BEIJING: The mobile internet is more popular among Chinese consumers than their counterparts in the US, figures from Nielsen, the research firm, have shown.
According to the company, there are currently 755m active wireless web subscriptions in China, meaning it is the sector's largest market in the world.
This is the case even though the penetration rate is the Asian nation is relatively modest, at slightly over 50%
Having conducted a survey of 4,946 people, Nielsen argued men comprise 51% of the user base, with women on 49%.
Participants in the 15-24 year old age group made up 19% of the total audience, a proportion which rises to 23% for both 25-34 year olds and 35-44 year olds, and to 20% for 45-54 year olds.
However, uptake remains rather limited in the 55-64 year old bracket, reaching 14% at present.
Elsewhere, 54% of the sample utilised their phone to access "advanced data" services, including 87% that regularly employed SMS.
A further 37% logged on to the mobile internet - falling to 27% in the US - while 26% downloaded ringtones and 23% signed in to instant messaging platforms.
Some 18% downloaded apps, a figure that stood at and 15% when it came to wallpapers and screensavers, 12% with regard to sourcing pictures, 12% for streaming music and 11% for locating new games.
"For many people in China, the mobile web is the only one they need," said Shan Phillips, vice president of Greater China, telecom practice, at Nielsen.
"When they think of the web, they don't think of tethering themselves to a desktop PC and the accessories of mice, keyboards, mouse pads, printers and monitors."
Just 8% of those polled sent and received email via a wireless handset, with the same proportion reading a newspaper in this way, and 4% watching video or TV.
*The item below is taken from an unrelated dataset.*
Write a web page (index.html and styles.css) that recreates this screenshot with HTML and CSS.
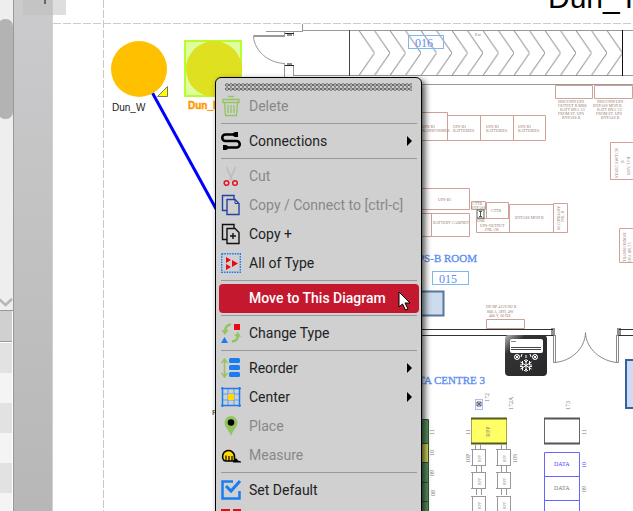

Nokia is currently the top handset maker in China, ahead of Samsung and Motorola, although low-cost alternatives manufactured by indigenous telcos appear to be gaining ground.
The unique 3G standards in place in China, and customers' preferences for "extra loud volume settings, funky shapes and designs and extra long battery life" are also posing obstacles to foreign firms, Nielsen's report added.
"While price was the most important factor for consumers when considering buying a device, we see increasing interest in device style and device features as well as considerable brand loyalty," said Phillips.
The typical respondent spent $10 (€8; £6) a month on their service – with 87% on pre-paid plans – and there is still substantial opportunity for growth as the number of legitimate smartphones in circulation rises.
"China's growth over the last decade has been extraordinary and shows few signs of abating any time soon," Phillips concluded.
"As such, it's only natural that Chinese consumers would wholeheartedly adopt technology and products that enable them to be productive – and stay connected – on the move."